Eliza further stated that Gideon had been a private in Company A, which was
commanded by Captain Nash in the 100th
Regiment of the New York State Volunteers in the War of 1861, but had been
“taken prisoner at Drurys Bluff, Va. [probably Drewry’s Bluff in Virginia] and
imprisoned at Andersonville” on or about May 16, 1864 CA94. A document dated March 19, 1867 within the pension record for
Elizabeth Martin, the widow of Gideon Martin, stated that James McMellen gave a
deposition in which he stated that he had known Elizabeth Martin for
twenty-four years and that “she is familiarly called Eliza, but that
“Eliza” and “Elizabeth” are one and the same person; That Elizabeth is the name
by which she was baptized, and also by which she was married; That her maiden
name was Hollewood” CA94.
Elizabeth Martin filed a “Claim for Widow’s Pension, with Minor Children” which
had a date bearing April 9, 1867 in which
she stated she was the widow of Gideon Martin, a private of Company A in the
100th Regiment of the New York Infantry CA94. This claim stated that she then resided on the corner of Perry
and Indiana Street in Buffalo, Erie County, New York CA94. Indiana Street no longer exists, but it was located west of
Illinois Street.

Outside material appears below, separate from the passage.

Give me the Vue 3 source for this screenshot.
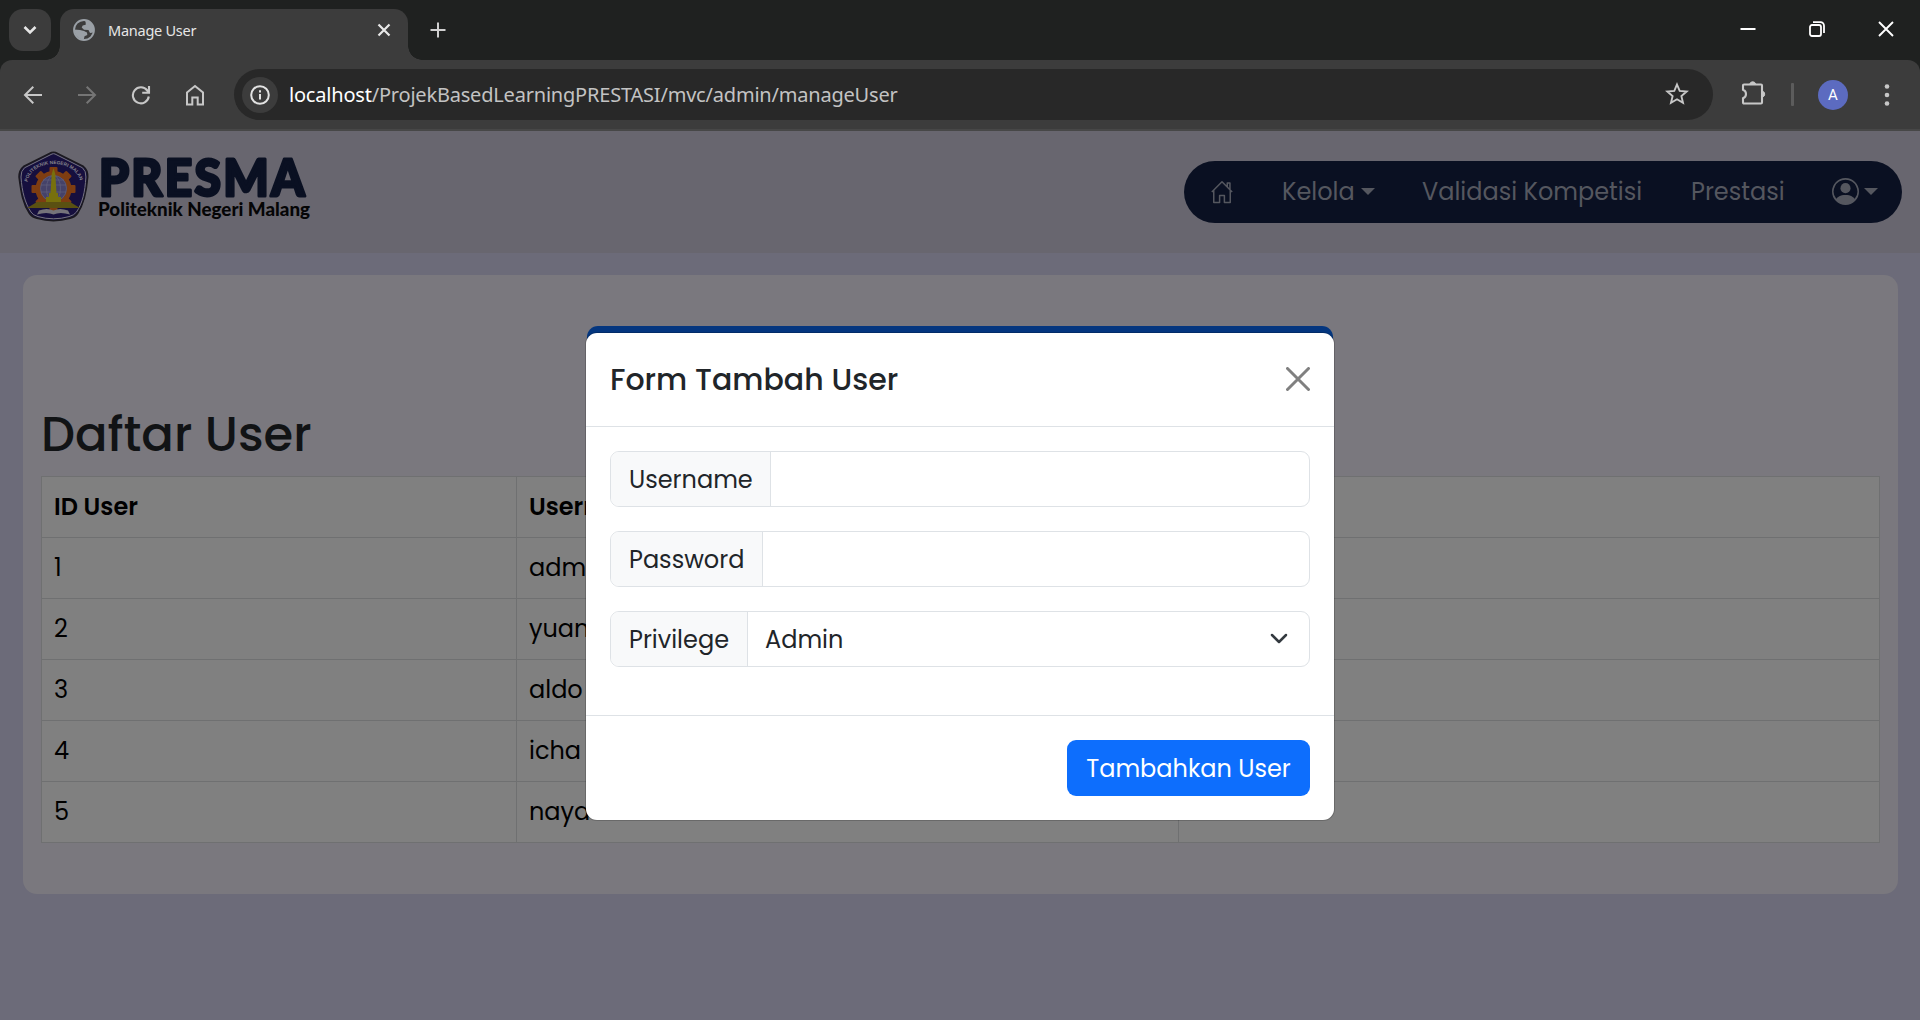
<script setup>
const users = [
  { id: 1, name: 'admin' },
  { id: 2, name: 'yuan' },
  { id: 3, name: 'aldo' },
  { id: 4, name: 'icha' },
  { id: 5, name: 'naya' },
]
const teeth = [0, 45, 90, 135, 180, 225, 270, 315]
</script>

<template>
  <div class="window">
    <header class="tabs">
      <div class="tab-search">
        <svg width="14" height="10" viewBox="0 0 14 10"><path d="M1.500 2l5.500 5.500L12.500 2" fill="none" stroke="#e6e6e6" stroke-width="2.600" /></svg>
      </div>
      <div class="tab">
        <svg class="globe" width="22" height="22" viewBox="0 0 22 22">
          <circle cx="11" cy="11" r="10" fill="none" stroke="#9aa0a6" stroke-width="1.800" />
          <path d="M12 1a10 10 0 0 1 8.500 12.500l-3.500.5-1.500-3-4.500-.3-2.300-2.200 1-2 3-.8 0-2zM1.300 10.500l5.700.5 4 1 3 1.500.3 2.500-2.800 1.200-.7 3.300A10 10 0 0 1 1.300 10.500z" fill="#9aa0a6" />
        </svg>
        <span class="tab-title">Manage User</span>
        <svg class="tab-close" width="14" height="14" viewBox="0 0 14 14"><path d="M1.500 1.500l11 11m0-11l-11 11" stroke="#e8e8e8" stroke-width="2.200" /></svg>
      </div>
      <svg class="plus" width="16" height="16" viewBox="0 0 16 16"><path d="M8 .5v15M.5 8h15" stroke="#d0d0d0" stroke-width="2" /></svg>
      <div class="controls">
        <svg width="16" height="16" viewBox="0 0 16 16"><path d="M.5 8h15" stroke="#fff" stroke-width="2" /></svg>
        <svg width="16" height="16" viewBox="0 0 16 16" fill="none" stroke="#fff" stroke-width="1.800"><rect x="1" y="4" width="11" height="11" rx="2" /><path d="M4 1.200h7.500a3.500 3.500 0 0 1 3.500 3.500V12" /></svg>
        <svg width="16" height="16" viewBox="0 0 16 16"><path d="M1 1l14 14m0-14L1 15" stroke="#fff" stroke-width="1.900" /></svg>
      </div>
    </header>

    <div class="toolbar">
      <div class="nav-icons">
        <svg width="20" height="20" viewBox="0 0 20 20" fill="none" stroke="#c7c7c7" stroke-width="2"><path d="M19 10H2.500M10.300 1.800L2 10l8.300 8.200" /></svg>
        <svg width="20" height="20" viewBox="0 0 20 20" fill="none" stroke="#757575" stroke-width="2"><path d="M1 10h16.500M9.700 1.800L18 10l-8.300 8.200" /></svg>
        <svg width="20" height="20" viewBox="0 0 20 20" fill="none" stroke="#c7c7c7" stroke-width="2.100"><path d="M17.800 11.500A8 8 0 1 1 16.300 5.500l1.200 1.600M18 1v6.800h-6.800" /></svg>
        <svg width="20" height="22" viewBox="0 0 20 22" fill="none" stroke="#c7c7c7" stroke-width="2"><path d="M2 8.500L10 2l8 6.500V20.500h-5.300v-7H7.300v7H2z" /></svg>
      </div>
      <div class="omnibox">
        <span class="info">
          <svg width="20" height="20" viewBox="0 0 20 20"><circle cx="10" cy="10" r="8.800" fill="none" stroke="#e3e3e3" stroke-width="2" /><path d="M10 9v5.500M10 5.300v2.100" stroke="#e3e3e3" stroke-width="2" /></svg>
        </span>
        <span class="url"><b>localhost</b>/ProjekBasedLearningPRESTASI/mvc/admin/manageUser</span>
        <svg class="star" width="24" height="24" viewBox="0 0 24 24"><path d="M12 2.500l2.700 6.400 7 .6-5.300 4.600 1.600 6.800-6-3.600-6 3.600 1.600-6.800-5.300-4.600 7-.6z" fill="none" stroke="#c7c7c7" stroke-width="1.900" /></svg>
      </div>
      <svg class="puzzle" width="25" height="26" viewBox="0 0 25 26"><path d="M3 4.500h17q1 0 1 1v17q0 1-1 1H3q-1 0-1-1v-4.300c4-1.500 4-7 0-8.500V5.500q0-1 1-1z" fill="none" stroke="#c7c7c7" stroke-width="2.100" /><path d="M8.800 4a3 3 0 0 1 5.800 0zM21.500 11.200a3 3 0 0 1 0 5.800z" fill="#c7c7c7" stroke="#c7c7c7" /></svg>
      <span class="sep"></span>
      <span class="avatar">A</span>
      <svg class="dots" width="6" height="24" viewBox="0 0 6 24" fill="#c7c7c7"><circle cx="3" cy="3.500" r="2.300" /><circle cx="3" cy="12" r="2.300" /><circle cx="3" cy="20.500" r="2.300" /></svg>
    </div>

    <main class="page">
      <div class="navbar">
        <svg class="brand" width="300" height="80" viewBox="0 0 300 80">
          <path d="M34.500 1.500Q36.500.8 38.500 1.500L66.500 15.500Q71 19 70.700 26C69.500 42 67 53 60.500 62.500Q58 66 53 67.300Q36.500 72 20 67.300Q15 66 12.500 62.500C6 53 4 42 2 26Q2 19 6.500 15.500z" fill="#17123f" stroke="#1b191f" stroke-width="1.500" />
          <path d="M35 3Q36.500 2.400 38 3L65.500 16.800Q69.200 20 68.900 26C68 41 65.500 52 59.500 61Q57 64.300 52 65.600Q36.500 70 21 65.600Q16 64.300 14 61C8 52 5 41 4 26Q3.800 20 7.500 16.800z" fill="#160f3e" stroke="#77757e" stroke-width="1" />
          <g fill="#7e3d11" transform="translate(36.500 38)">
            <rect v-for="a in teeth" :key="a" x="-4" y="-22" width="8" height="9" rx="1" :transform="`rotate(${a})`" />
            <circle r="18" />
          </g>
          <circle cx="36.500" cy="37.500" r="13.300" fill="#454269" />
          <g fill="none" stroke="#66647f" stroke-width=".6"><circle cx="36.500" cy="37.500" r="13" /><ellipse cx="36.500" cy="37.500" rx="7" ry="13" /><path d="M24 34h25M24 41h25M26 29h21" /></g>
          <path d="M10 57l10-6h33l10 6z" fill="#5a5012" />
          <path d="M36.500 17l1.800 6 1.200 19h1.500v4h3v5H29v-5h3v-4h1.500l1.200-19z" fill="#77700d" />
          <path d="M22 59.500q8-3 14.500 0 6.500-3 14.500 0l2 4q-10-3-16.500 0-6.500-3-16.500 0z" fill="#75737a" />
          <path id="seal-arc" d="M10.500 31C15 7 58 7 63.500 31" fill="none" />
          <text class="seal"><textPath href="#seal-arc">POLITEKNIK NEGERI MALANG</textPath></text>
          <text class="presma" x="82" y="45" textLength="208" lengthAdjust="spacingAndGlyphs">PRESMA</text>
          <text class="poltek" x="81" y="65" textLength="212" lengthAdjust="spacingAndGlyphs">Politeknik Negeri Malang</text>
        </svg>
        <nav class="pill">
          <svg class="home" width="24" height="24" viewBox="0 0 16 16" fill="none" stroke="currentColor" stroke-linejoin="round"><path d="M1.200 8L8 1.200 14.800 8M2.500 6.800V15h3.900v-4.700h3.200V15h3.900V6.800M11.500 4.500V2h1.800v4.200" /></svg>
          <span class="kelola">Kelola</span><i class="caret"></i>
          <span class="validasi">Validasi Kompetisi</span>
          <span class="prestasi">Prestasi</span>
          <svg class="person" width="27" height="27" viewBox="0 0 16 16" fill="currentColor"><path d="M11 6a3 3 0 1 1-6 0 3 3 0 0 1 6 0" /><path fill-rule="evenodd" d="M0 8a8 8 0 1 1 16 0A8 8 0 0 1 0 8m8-7a7 7 0 0 0-5.468 11.370C3.242 11.226 4.805 10 8 10s4.757 1.225 5.468 2.370A7 7 0 0 0 8 1" /></svg>
          <i class="caret"></i>
        </nav>
      </div>

      <section class="card">
        <h2>Daftar User</h2>
        <table>
          <thead><tr><th class="c1">ID User</th><th class="c2">Username</th><th></th></tr></thead>
          <tbody>
            <tr v-for="u in users" :key="u.id"><td>{{ u.id }}</td><td>{{ u.name }}</td><td></td></tr>
          </tbody>
        </table>
      </section>

      <div class="modal">
        <div class="modal-content">
          <div class="modal-header">
            <span class="modal-title">Form Tambah User</span>
            <svg width="24" height="24" viewBox="0 0 24 24"><path d="M1.500 1.500l21 21m0-21l-21 21" stroke="#808080" stroke-width="3" stroke-linecap="round" /></svg>
          </div>
          <div class="modal-body">
            <div class="group"><span class="label l1">Username</span></div>
            <div class="group"><span class="label l2">Password</span></div>
            <div class="group">
              <span class="label l3">Privilege</span>
              <span class="value">Admin</span>
              <svg width="18" height="12" viewBox="0 0 18 12"><path d="M2 2l7 7 7-7" fill="none" stroke="#343a40" stroke-width="2.500" stroke-linecap="round" stroke-linejoin="round" /></svg>
            </div>
          </div>
          <div class="modal-footer"><span class="btn">Tambahkan User</span></div>
        </div>
      </div>
    </main>
  </div>
</template>

<style>
body { margin: 0; overflow: hidden; }
</style>

<style scoped>
* { box-sizing: border-box; }
svg { display: block; flex: none; }
.window { width: 1920px; height: 1020px; display: flex; flex-direction: column; overflow: hidden; background: #1f2120; font-family: Poppins, Inter, sans-serif; }
.tabs { height: 60px; flex: none; display: flex; padding-top: 9px; font-family: "Segoe UI", "Noto Sans", sans-serif; }
.tab-search { width: 42px; height: 42px; margin-left: 9px; border-radius: 14px; background: #3c3c3c; display: flex; align-items: center; justify-content: center; }
.tab { position: relative; width: 348px; height: 51px; margin-left: 9px; padding: 0 17px 9px 13px; border-radius: 14px 14px 0 0; background: #3c3c3c; display: flex; align-items: center; }
.tab::before, .tab::after { content: ""; position: absolute; bottom: 0; width: 14px; height: 14px; }
.tab::before { left: -14px; background: radial-gradient(circle at 0 0, transparent 13.500px, #3c3c3c 14px); }
.tab::after { right: -14px; background: radial-gradient(circle at 100% 0, transparent 13.500px, #3c3c3c 14px); }
.tab-title { margin-left: 13px; flex: 1; font-size: 14.500px; color: #e6e6e6; letter-spacing: -.25px; }
.plus { margin: 13px 0 0 22px; }
.controls { display: flex; gap: 53px; margin: 12px 26px 0 auto; }
.toolbar { height: 71px; flex: none; display: flex; align-items: center; background: #3c3c3c; border-bottom: 2px solid #474747; border-radius: 12px 12px 0 0; }
.nav-icons { display: flex; align-items: center; gap: 34px; margin-left: 23px; width: 211px; }
.omnibox { width: 1479px; height: 51px; border-radius: 26px; background: #282828; display: flex; align-items: center; padding: 0 24px 0 8px; font-family: "Segoe UI", "Noto Sans", sans-serif; }
.info { width: 36px; height: 36px; border-radius: 50%; background: #3c3c3c; display: flex; align-items: center; justify-content: center; }
.url { margin: 0 0 1px 11px; flex: 1; font-size: 20px; letter-spacing: -.2px; color: #c3c3c3; white-space: nowrap; }
.url b { font-weight: 400; color: #fff; }
.star { margin-bottom: 2px; }
.puzzle { margin-left: 28px; margin-bottom: 3px; }
.sep { width: 3px; height: 23px; margin-left: 25px; background: #5c5c5c; border-radius: 1px; }
.avatar { width: 30px; height: 30px; margin-left: 24px; border-radius: 50%; background: #5c6bc0; color: #fff; font: 15px/30px Roboto, sans-serif; text-align: center; }
.dots { margin-left: 36px; }
.page { flex: 1; position: relative; background: #6c6b79; display: flex; flex-direction: column; }
.navbar { height: 122px; background: #68666f; display: flex; justify-content: space-between; padding: 0 18px 0 17px; }
.brand { margin-top: 20px; overflow: visible; }
.seal { font: 700 4.800px "Liberation Sans", sans-serif; fill: #85838d; }
.presma { font: 900 52px Lato, sans-serif; letter-spacing: 2.500px; fill: #0a1022; stroke: #0a1022; stroke-width: 3px; stroke-linejoin: round; }
.poltek { font: 900 18px Lato, sans-serif; fill: #050506; }
.pill { width: 718px; height: 62px; margin-top: 30px; border-radius: 31px; background: #0a1022; color: #55575f; display: flex; align-items: center; font-size: 24px; white-space: nowrap; padding: 0 0 1px 26px; }
.kelola { width: 79px; margin-left: 48px; }
.caret { border: 7px solid transparent; border-top-color: #55575f; border-bottom: 0; }
.validasi { width: 221px; margin-left: 47px; }
.prestasi { width: 98px; margin-left: 48px; }
.person { margin-left: 43px; margin-right: 5px; }
.card { width: 1875px; height: 619px; margin: 22px 0 0 23px; padding: 131px 18px 0; border-radius: 14px; background: #7a787e; }
h2 { margin: 0 0 12px; font-size: 48px; line-height: 58px; font-weight: 500; color: #111315; }
table { width: 1839px; border-collapse: collapse; table-layout: fixed; background: #808080; font-size: 24px; color: #000; }
th, td { height: 61px; padding: 0 12px; border: 1px solid #6f7071; text-align: left; line-height: 36px; }
th { font-weight: 600; }
.c1 { width: 475px; }
.c2 { width: 662px; }
.modal { position: absolute; left: 586px; top: 202px; width: 748px; z-index: 1; }
.modal::before { content: ""; position: absolute; left: 1px; right: 1px; top: -7px; height: 30px; border-radius: 11px; background: #04367f; }
.modal-content { position: relative; height: 487px; border-radius: 11px; background: #fff; box-shadow: 0 0 0 1px rgba(0, 0, 0, .175); color: #212529; display: flex; flex-direction: column; }
.modal-header { height: 94px; padding: 0 24px; border-bottom: 1px solid #dee2e6; display: flex; align-items: center; justify-content: space-between; }
.modal-header svg { margin-bottom: 2px; }
.modal-title { font-size: 30px; font-weight: 500; }
.modal-body { height: 288px; padding: 24px; display: flex; flex-direction: column; gap: 24px; }
.group { height: 56px; flex: none; border: 1px solid #dee2e6; border-radius: 9px; display: flex; align-items: center; font-size: 24px; overflow: hidden; padding-right: 21px; }
.label { height: 100%; line-height: 55px; padding-left: 18px; background: #f8f9fa; border-right: 1px solid #dee2e6; }
.l1 { width: 160px; }
.l2 { width: 152px; }
.l3 { width: 137px; }
.value { flex: 1; padding-left: 17px; line-height: 55px; }
.modal-footer { flex: 1; border-top: 1px solid #dee2e6; padding: 24px; display: flex; justify-content: flex-end; }
.btn { width: 243px; height: 56px; border-radius: 9px; background: #0d6efd; color: #fff; font-size: 24px; font-weight: 400; line-height: 57px; text-align: center; white-space: nowrap; }
</style>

This claim restated the names and ages of her three sons which
had been included in the declaration for a Widow’s Army Pension, but also
stated that Harriett had been adopted CA94. In
1880, Eliza was the head of the household; she was enumerated on College Street
in Buffalo in the 163rd
Enumeration District (10th
Ward) with her sons, William H. Martin, who worked in a lumber yard, and Gideon
J. Martin, whose occupation may have been “Carriage trimmer” UN13. Eliza stated that her father was born in Ireland, while her
mother was born in Scotland, but the birth location of her deceased husband
(the father of her sons) was said to have been Maine UN13.